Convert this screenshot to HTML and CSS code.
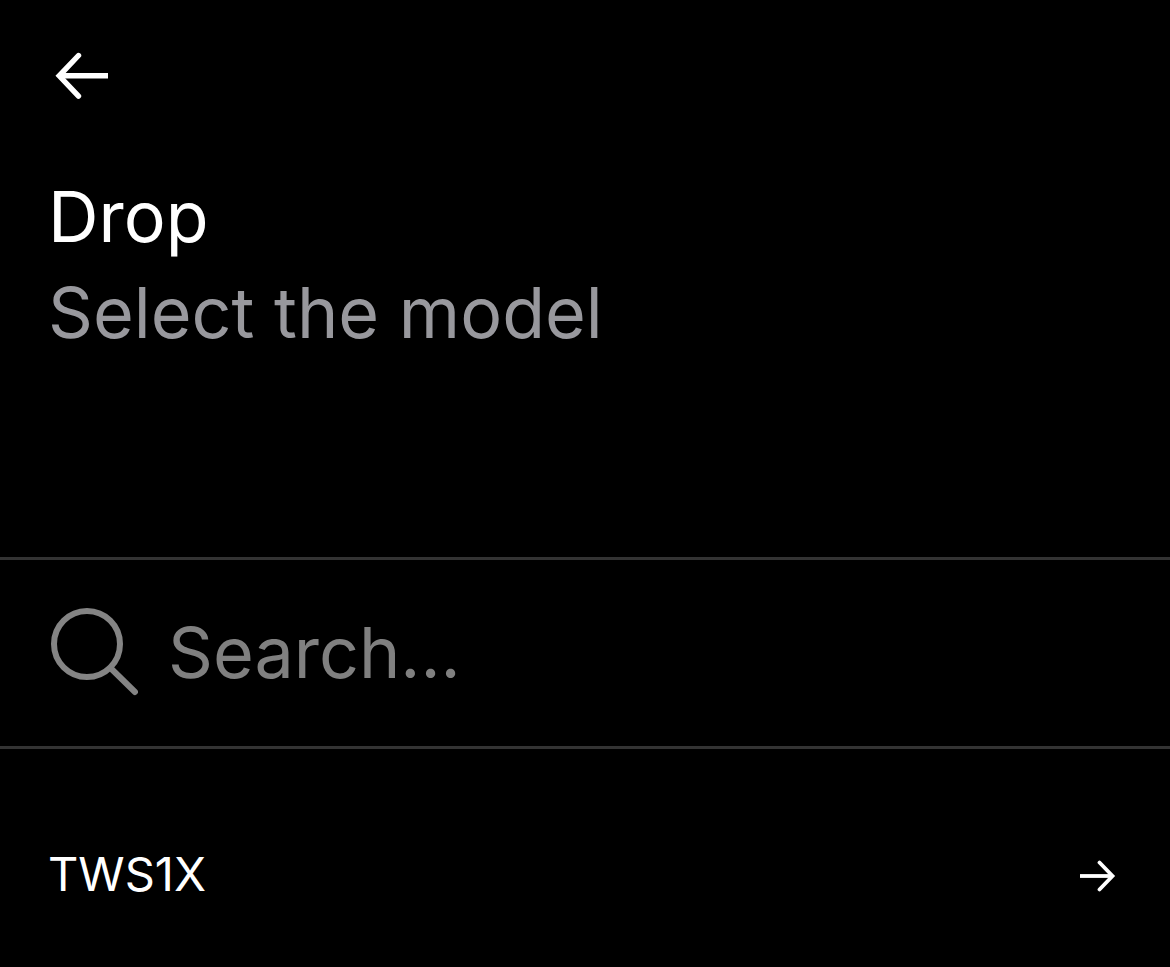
FILE: index.html
```html
<!DOCTYPE html>
<html lang="en">
  <head>
    <meta charset="UTF-8" />
    <meta name="viewport" content="width=device-width, initial-scale=1.0" />
    <title>Drop - Select the model</title>
    <link rel="stylesheet" href="styles.css">
  </head>
  <body>
    <header class="header">
      <button class="back" type="button" aria-label="Back">
        <svg width="60" height="48" viewBox="0 0 60 48" fill="none" stroke="#fff" stroke-width="5.4">
          <path d="M60 23.8H12" />
          <path d="M30.5 3.5L11.2 23.8L30.5 44.1" stroke-linecap="round" />
        </svg>
      </button>
      <h1 class="title">Drop</h1>
      <p class="subtitle">Select the model</p>
    </header>

    <main>
      <div class="search">
        <label for="search" aria-label="Search">
          <svg width="90" height="88" viewBox="0 0 90 88" fill="none" stroke="#848484" stroke-width="6">
            <circle cx="39" cy="36" r="33" />
            <path d="M62.5 60L87 84" stroke-linecap="round" />
          </svg>
        </label>
        <input type="text" id="search" placeholder="Search..." />
      </div>

      <a class="model" href="#">
        <span>TWS1X</span>
        <svg width="36" height="36" viewBox="0 0 36 36" fill="none" stroke="#fff" stroke-width="3.8">
          <path d="M0 20H32" />
          <path d="M19.5 6.5L32.5 20L19.5 33.5" stroke-linecap="round" />
        </svg>
      </a>
    </main>
  </body>
</html>
```

FILE: styles.css
```css
body {
  margin: 0;
  background: #000;
  color: #fff;
  font-family: Inter, sans-serif;
}
.header {
  padding: 52px 48px 196px;
}
.back {
  display: block;
  padding: 0;
  border: 0;
  background: none;
  cursor: pointer;
}
svg {
  display: block;
}
.title,
.subtitle {
  margin: 0;
  font-size: 70px;
  font-weight: 400;
  line-height: 96px;
}
.title {
  margin-top: 69px;
}
.subtitle {
  color: #98989d;
}
.search {
  display: flex;
  align-items: center;
  gap: 30px;
  padding: 48px 48px 50px;
  border-top: 3px solid #333;
  border-bottom: 3px solid #333;
}
.search input {
  flex: 1;
  min-width: 0;
  height: 88px;
  padding: 0;
  border: 0;
  outline: none;
  background: none;
  color: #fff;
  font: inherit;
  font-size: 70px;
}
.search input::placeholder {
  color: #808080;
}
.model {
  display: flex;
  align-items: center;
  justify-content: space-between;
  padding: 93px 54px 60px 48px;
  color: #fff;
  font-size: 47px;
  line-height: 64px;
  text-decoration: none;
}
```
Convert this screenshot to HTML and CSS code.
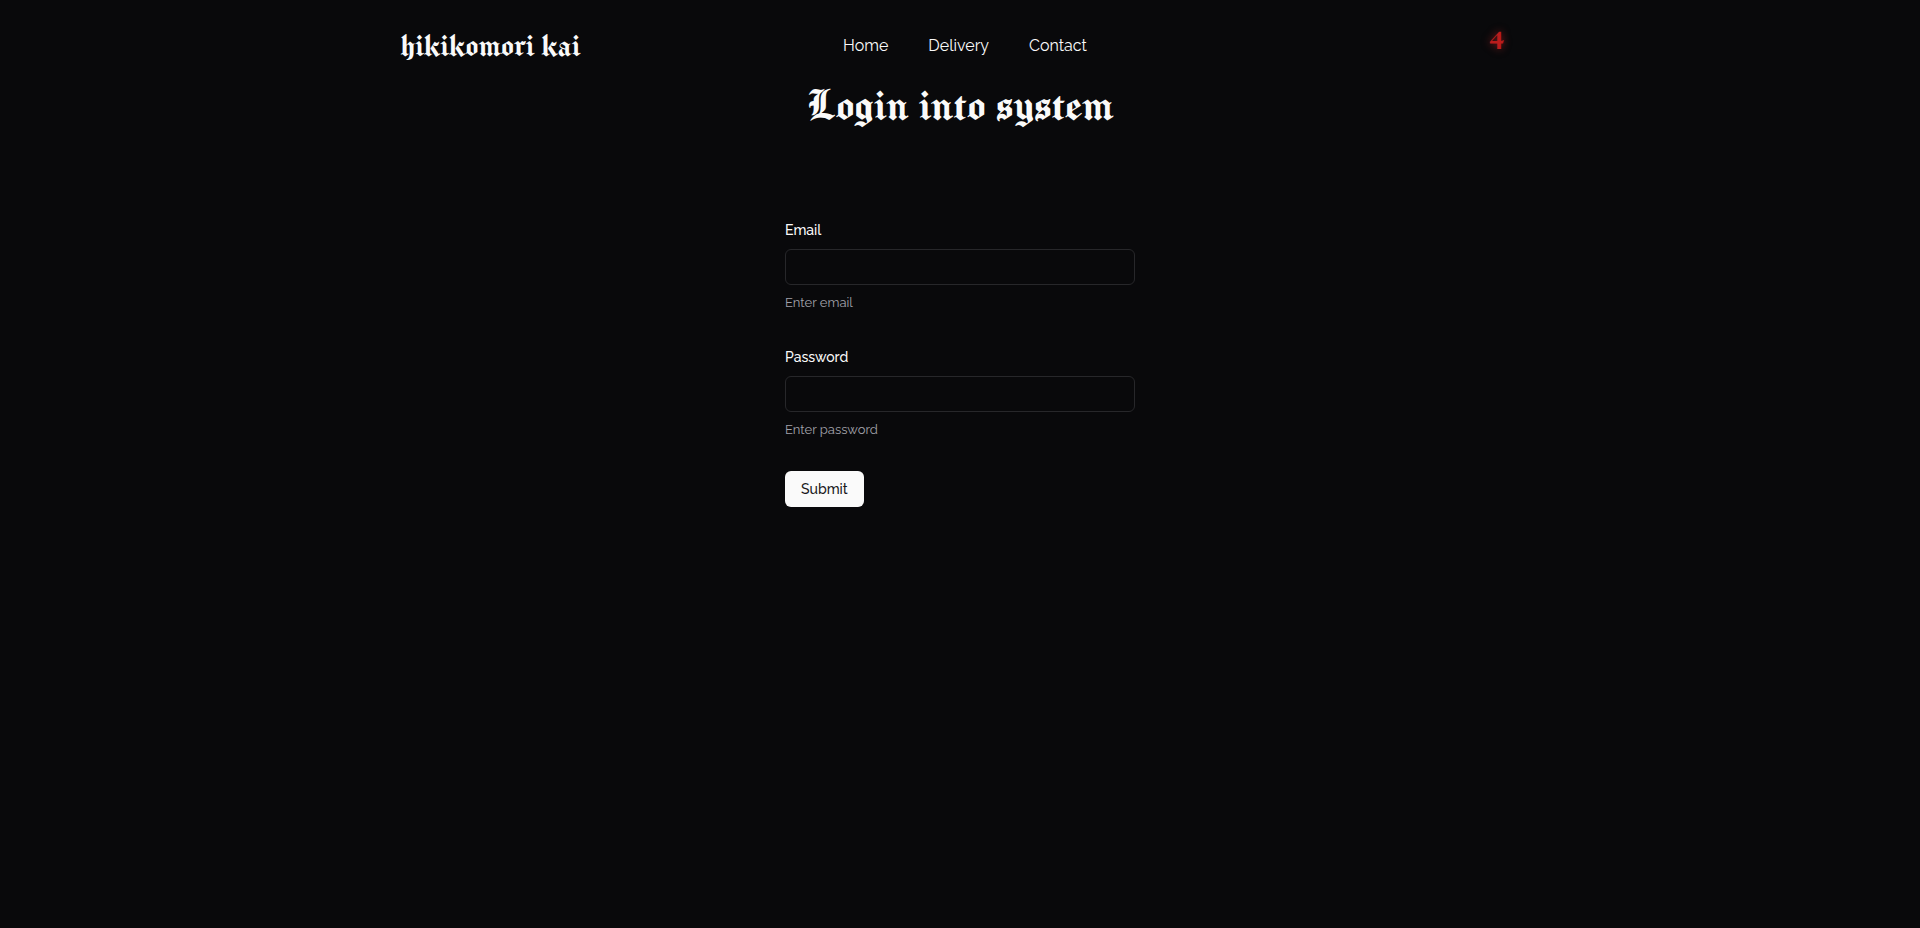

==========

** Given exercise **
Quote in full the listing given above; the images are to be left out.

** Solution **
Convert this screenshot to HTML and CSS code.
FILE: index.html
```html
<!DOCTYPE html>
<html lang="en">
  <head>
    <meta charset="UTF-8" />
    <meta name="viewport" content="width=device-width, initial-scale=1.0" />
    <title>Drop - Select the model</title>
    <link rel="stylesheet" href="styles.css">
  </head>
  <body>
    <header class="header">
      <button class="back" type="button" aria-label="Back">
        <svg width="60" height="48" viewBox="0 0 60 48" fill="none" stroke="#fff" stroke-width="5.4">
          <path d="M60 23.8H12" />
          <path d="M30.5 3.5L11.2 23.8L30.5 44.1" stroke-linecap="round" />
        </svg>
      </button>
      <h1 class="title">Drop</h1>
      <p class="subtitle">Select the model</p>
    </header>

    <main>
      <div class="search">
        <label for="search" aria-label="Search">
          <svg width="90" height="88" viewBox="0 0 90 88" fill="none" stroke="#848484" stroke-width="6">
            <circle cx="39" cy="36" r="33" />
            <path d="M62.5 60L87 84" stroke-linecap="round" />
          </svg>
        </label>
        <input type="text" id="search" placeholder="Search..." />
      </div>

      <a class="model" href="#">
        <span>TWS1X</span>
        <svg width="36" height="36" viewBox="0 0 36 36" fill="none" stroke="#fff" stroke-width="3.8">
          <path d="M0 20H32" />
          <path d="M19.5 6.5L32.5 20L19.5 33.5" stroke-linecap="round" />
        </svg>
      </a>
    </main>
  </body>
</html>
```

FILE: styles.css
```css
body {
  margin: 0;
  background: #000;
  color: #fff;
  font-family: Inter, sans-serif;
}
.header {
  padding: 52px 48px 196px;
}
.back {
  display: block;
  padding: 0;
  border: 0;
  background: none;
  cursor: pointer;
}
svg {
  display: block;
}
.title,
.subtitle {
  margin: 0;
  font-size: 70px;
  font-weight: 400;
  line-height: 96px;
}
.title {
  margin-top: 69px;
}
.subtitle {
  color: #98989d;
}
.search {
  display: flex;
  align-items: center;
  gap: 30px;
  padding: 48px 48px 50px;
  border-top: 3px solid #333;
  border-bottom: 3px solid #333;
}
.search input {
  flex: 1;
  min-width: 0;
  height: 88px;
  padding: 0;
  border: 0;
  outline: none;
  background: none;
  color: #fff;
  font: inherit;
  font-size: 70px;
}
.search input::placeholder {
  color: #808080;
}
.model {
  display: flex;
  align-items: center;
  justify-content: space-between;
  padding: 93px 54px 60px 48px;
  color: #fff;
  font-size: 47px;
  line-height: 64px;
  text-decoration: none;
}
```
Convert this screenshot to HTML and CSS code.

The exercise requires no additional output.